Structural Complexity of Multi-Valued Partial Functions Computed by Nondeterministic Pushdown Automata

TL;DR

This paper explores the structural properties and hierarchies of multi-valued partial functions computed by nondeterministic pushdown automata, revealing differences from context-free languages and analyzing complexity aspects.

Contribution

It provides a systematic study of CFL functions, including their containments, separations, and hierarchies via relativization and Boolean operations, and examines their computational complexity.

Findings

Turing relativization constructs a hierarchy of CFL functions.

Distinct behaviors of CFL functions compared to context-free languages.

Analysis of optimization functions' complexity and their language relationships.

Abstract

This paper continues a systematic and comprehensive study on the structural properties of CFL functions, which are in general multi-valued partial functions computed by one-way one-head nondeterministic pushdown automata equipped with write-only output tapes (or pushdown transducers), where CFL refers to a relevance to context-free languages.
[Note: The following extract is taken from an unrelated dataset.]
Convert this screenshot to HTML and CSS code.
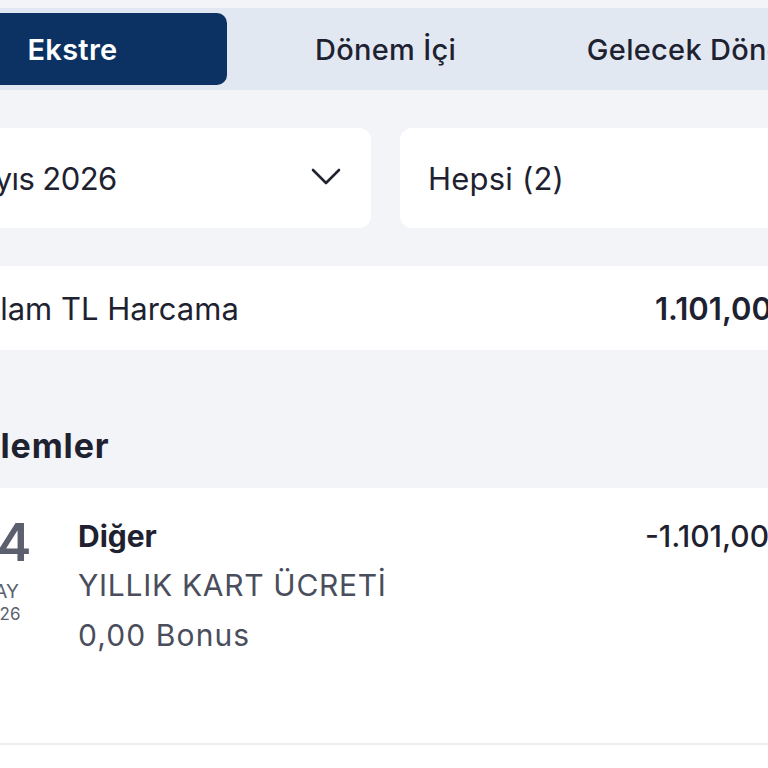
FILE: index.html
```html
<!DOCTYPE html>
<html lang="tr">
<head>
<meta charset="utf-8">
<title>Ekstre</title>
<link rel="stylesheet" href="styles.css">
</head>
<body>
<div class="page">
  <nav class="tabs">
    <div class="tab active">Ekstre</div>
    <div class="tab">Dönem İçi</div>
    <div class="tab">Gelecek Dönem</div>
  </nav>

  <div class="filters">
    <div class="select">
      <span class="month">Mayıs 2026</span>
      <svg class="chev" width="30" height="18" viewBox="0 0 30 18"><path d="M2 2 L15 15 L28 2" fill="none" stroke="#1f2430" stroke-width="2.6" stroke-linecap="round" stroke-linejoin="round"/></svg>
    </div>
    <div class="select">
      <span>Hepsi (2)</span>
    </div>
  </div>

  <div class="total">
    <span class="total-label">Toplam TL Harcama</span>
    <span class="total-amount">1.101,00 TL</span>
  </div>

  <h2 class="section">İşlemler</h2>

  <div class="txn">
    <div class="date">
      <div class="day">14</div>
      <div class="mon">MAY</div>
      <div class="yr">2026</div>
    </div>
    <div class="info">
      <div class="cat">Diğer</div>
      <div class="desc">YILLIK KART ÜCRETİ</div>
      <div class="bonus">0,00 Bonus</div>
    </div>
    <div class="amt">-1.101,00 TL</div>
  </div>
  <div class="next"></div>
</div>
</body>
</html>
```

FILE: styles.css
```css
html, body {
  margin: 0;
  padding: 0;
  background: #f3f4f8;
  overflow: hidden;
  height: 768px;
}
body {
  font-family: Inter, "Noto Sans", sans-serif;
  color: #1e2230;
}
.page {
  margin-left: -88px;
  width: 960px;
  padding-top: 8px;
}
.tabs {
  display: flex;
  gap: 4px;
  padding: 5px 6px;
  background: #e2e8f2;
}
.tab {
  flex: 0 0 309px;
  height: 72px;
  display: flex;
  align-items: center;
  justify-content: center;
  font-size: 29px;
  font-weight: 500;
  letter-spacing: 0.3px;
  color: #1e2230;
  border-radius: 10px;
  white-space: nowrap;
}
.tab.active {
  background: #0b3262;
  color: #fff;
  font-weight: 600;
}
.filters {
  display: flex;
  gap: 29px;
  margin: 38px 0 0 15px;
}
.select {
  flex: 0 0 444px;
  height: 100px;
  box-sizing: border-box;
  background: #fff;
  border-radius: 12px;
  display: flex;
  align-items: center;
  justify-content: space-between;
  padding: 0 30px 0 28px;
  font-size: 31px;
  letter-spacing: 0.2px;
  color: #1e2230;
}
.month { letter-spacing: -0.6px; margin-left: -4px; }
.chev { margin-bottom: 2px; }
.total {
  margin-top: 38px;
  height: 84px;
  background: #fff;
  display: flex;
  align-items: center;
  padding: 0 0 0 33px;
  font-size: 31px;
}
.total-label {
  flex: 0 0 710px;
  color: #1e2230;
}
.total-amount {
  font-weight: 600;
  white-space: nowrap;
}
.section {
  margin: 0;
  height: 138px;
  box-sizing: border-box;
  padding: 79px 0 0 58px;
  font-size: 34px;
  font-weight: 700;
  letter-spacing: 0.9px;
  line-height: 34px;
}
.txn {
  background: #fff;
  height: 257px;
  display: flex;
  border-bottom: 2px solid #eceef2;
  box-sizing: border-box;
  padding-top: 25px;
}
.date {
  flex: 0 0 120px;
  margin-left: 26px;
  text-align: center;
  color: #5b5f6e;
}
.day {
  font-size: 52px;
  font-weight: 600;
  line-height: 60px;
  padding-left: 10px;
}
.mon {
  font-size: 19px;
  line-height: 20px;
  margin-top: 9px;
}
.yr {
  font-size: 17px;
  line-height: 20px;
  margin-top: 2px;
  padding-left: 3px;
}
.info {
  flex: 0 0 567px;
  margin-left: 20px;
  padding-top: 3px;
}
.cat {
  font-size: 30px;
  font-weight: 700;
  line-height: 40px;
  color: #1e2230;
}
.desc, .bonus {
  font-size: 30px;
  color: #4a4e5c;
  line-height: 50px;
  letter-spacing: 0.7px;
}
.bonus { letter-spacing: 1.1px; }
.desc { margin-top: 4px; }
.amt {
  padding-top: 3px;
  font-size: 30px;
  font-weight: 500;
  line-height: 40px;
  white-space: nowrap;
}
.next {
  height: 40px;
  background: #fff;
}
```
The CFL functions tend to behave quite differently from their corresponding context-free languages. We extensively discuss containments, separations, and refinements among various classes of functions obtained from the CFL functions by applying Boolean operations, functional composition, many-one relativization, and Turing relativization. In particular, Turing relativization helps construct a hierarchy over the class of CFL functions. We also analyze the computational complexity of optimization functions, which are to find optimal values of CFL functions, and discuss their relationships to the associated languages.